The questions above are meant as a starting point. As you get into this exercise, more questions will come up, conversation threads will go off in unexpected directions and many things not listed above will be discussed. That’s GREAT! Follow every rabbit hole of detail… leave no stone unturned… this is truly a case of “more is better.”

Making it Happen

If you’re a solo operator, find a quiet place and get away for a day. Use white boards or flip charts to scratch out and vet your ideas and record your thoughts. Use your phone to take photos of everything you write down and transcribe it when you get back to the office.

Work for a larger firm? Schedule a “retreat” away from the office. Make it an ‘event’ that’s enjoyable, fosters teamwork and encourages creativity and brainstorming. As above, write down and record all of your thoughts, ideas and conclusions. Want to really do it right? Get an outsider to facilitate the retreat and remove any bias from the discussions.

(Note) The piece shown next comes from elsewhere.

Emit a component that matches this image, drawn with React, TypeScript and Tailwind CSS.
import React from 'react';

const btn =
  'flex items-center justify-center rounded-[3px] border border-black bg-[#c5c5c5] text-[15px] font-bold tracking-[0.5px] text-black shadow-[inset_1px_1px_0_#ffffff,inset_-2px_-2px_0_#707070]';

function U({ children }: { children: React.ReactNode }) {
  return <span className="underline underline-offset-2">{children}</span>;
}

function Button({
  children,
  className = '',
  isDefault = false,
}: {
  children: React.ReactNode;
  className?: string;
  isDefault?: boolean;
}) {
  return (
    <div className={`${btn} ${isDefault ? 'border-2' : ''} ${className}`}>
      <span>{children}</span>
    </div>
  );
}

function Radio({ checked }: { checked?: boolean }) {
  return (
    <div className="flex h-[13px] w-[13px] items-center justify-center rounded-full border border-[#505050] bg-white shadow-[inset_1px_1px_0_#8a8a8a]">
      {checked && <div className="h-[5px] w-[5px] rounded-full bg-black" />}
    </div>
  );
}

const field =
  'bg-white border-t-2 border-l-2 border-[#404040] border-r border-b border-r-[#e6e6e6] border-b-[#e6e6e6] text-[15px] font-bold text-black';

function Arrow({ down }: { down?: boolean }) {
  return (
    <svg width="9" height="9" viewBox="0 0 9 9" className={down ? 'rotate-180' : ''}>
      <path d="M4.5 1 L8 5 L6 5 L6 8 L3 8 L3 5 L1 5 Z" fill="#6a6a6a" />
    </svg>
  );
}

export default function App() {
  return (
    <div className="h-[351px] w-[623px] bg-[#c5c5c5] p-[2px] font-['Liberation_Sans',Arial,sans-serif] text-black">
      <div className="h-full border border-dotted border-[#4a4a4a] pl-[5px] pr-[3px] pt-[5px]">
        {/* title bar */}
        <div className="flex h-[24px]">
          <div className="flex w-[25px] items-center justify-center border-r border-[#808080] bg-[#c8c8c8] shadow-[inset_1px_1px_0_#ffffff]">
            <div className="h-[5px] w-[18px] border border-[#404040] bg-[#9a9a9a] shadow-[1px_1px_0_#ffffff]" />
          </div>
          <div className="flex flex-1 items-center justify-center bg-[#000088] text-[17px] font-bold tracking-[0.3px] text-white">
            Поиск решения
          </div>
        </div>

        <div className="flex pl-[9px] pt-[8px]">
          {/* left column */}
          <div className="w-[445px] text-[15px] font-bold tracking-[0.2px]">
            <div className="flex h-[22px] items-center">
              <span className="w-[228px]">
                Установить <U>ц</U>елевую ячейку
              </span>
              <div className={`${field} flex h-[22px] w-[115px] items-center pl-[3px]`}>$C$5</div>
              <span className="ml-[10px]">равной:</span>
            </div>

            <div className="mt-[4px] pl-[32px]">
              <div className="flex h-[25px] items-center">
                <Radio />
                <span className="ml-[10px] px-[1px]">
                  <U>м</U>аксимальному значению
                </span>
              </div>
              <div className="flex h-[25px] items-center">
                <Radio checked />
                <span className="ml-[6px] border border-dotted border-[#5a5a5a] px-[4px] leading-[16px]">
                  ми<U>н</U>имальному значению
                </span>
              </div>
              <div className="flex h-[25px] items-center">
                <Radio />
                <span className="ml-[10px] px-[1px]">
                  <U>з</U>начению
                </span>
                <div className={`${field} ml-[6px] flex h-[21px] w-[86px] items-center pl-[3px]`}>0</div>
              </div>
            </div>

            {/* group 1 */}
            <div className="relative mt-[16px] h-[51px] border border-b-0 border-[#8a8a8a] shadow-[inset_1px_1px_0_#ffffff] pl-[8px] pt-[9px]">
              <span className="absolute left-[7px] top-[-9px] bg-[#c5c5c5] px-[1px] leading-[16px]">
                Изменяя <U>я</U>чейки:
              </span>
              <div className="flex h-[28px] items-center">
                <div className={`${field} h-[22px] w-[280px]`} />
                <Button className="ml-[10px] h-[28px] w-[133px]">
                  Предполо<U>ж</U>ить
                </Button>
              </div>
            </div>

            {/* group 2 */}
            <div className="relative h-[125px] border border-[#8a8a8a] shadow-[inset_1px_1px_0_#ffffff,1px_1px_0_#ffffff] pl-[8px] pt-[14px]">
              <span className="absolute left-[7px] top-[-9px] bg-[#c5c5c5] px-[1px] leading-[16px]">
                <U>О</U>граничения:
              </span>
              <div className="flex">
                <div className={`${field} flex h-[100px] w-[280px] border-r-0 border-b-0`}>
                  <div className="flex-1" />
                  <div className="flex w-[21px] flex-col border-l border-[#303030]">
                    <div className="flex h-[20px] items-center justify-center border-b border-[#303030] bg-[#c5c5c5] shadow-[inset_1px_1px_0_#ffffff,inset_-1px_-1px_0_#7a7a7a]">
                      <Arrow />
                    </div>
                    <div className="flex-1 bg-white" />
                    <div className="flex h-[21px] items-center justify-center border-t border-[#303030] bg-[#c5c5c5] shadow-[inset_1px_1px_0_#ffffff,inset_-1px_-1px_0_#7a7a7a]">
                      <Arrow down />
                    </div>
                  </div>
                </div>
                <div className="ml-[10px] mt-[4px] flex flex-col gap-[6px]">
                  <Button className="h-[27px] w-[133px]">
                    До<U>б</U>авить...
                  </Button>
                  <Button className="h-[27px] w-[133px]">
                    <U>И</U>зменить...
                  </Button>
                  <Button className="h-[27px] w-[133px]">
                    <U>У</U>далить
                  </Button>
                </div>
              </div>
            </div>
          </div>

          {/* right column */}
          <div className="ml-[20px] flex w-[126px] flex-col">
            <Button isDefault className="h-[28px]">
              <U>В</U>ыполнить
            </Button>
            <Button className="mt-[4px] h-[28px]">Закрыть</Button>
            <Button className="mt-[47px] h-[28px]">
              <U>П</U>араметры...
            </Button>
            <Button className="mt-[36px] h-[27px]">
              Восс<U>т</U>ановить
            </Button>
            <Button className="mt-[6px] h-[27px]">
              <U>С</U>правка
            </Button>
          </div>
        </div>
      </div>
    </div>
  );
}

OK… you’re finally ready. All of that thinking – and the resulting observations, perceptions, ideas and suggestions – now need to be distilled down to a handful of key insights and strategies. Opt for simplicity here… find the one of two that you believe will have the most impact on your firm. It will be those few insights and strategies that will color and frame your planning for 2015.

Conclusion: Creating yearly plans are what business leaders do. But if all you want is a plan, get some planning software and fill in the blanks. To create plans that can be truly beneficial, take the time on the front-end to think through what’s best for your firm. Do that, and creating annual plans stops being “busy work” that ends up on the shelf gathering dust… and starts becoming a fundamental part of the growth of your business. Good luck!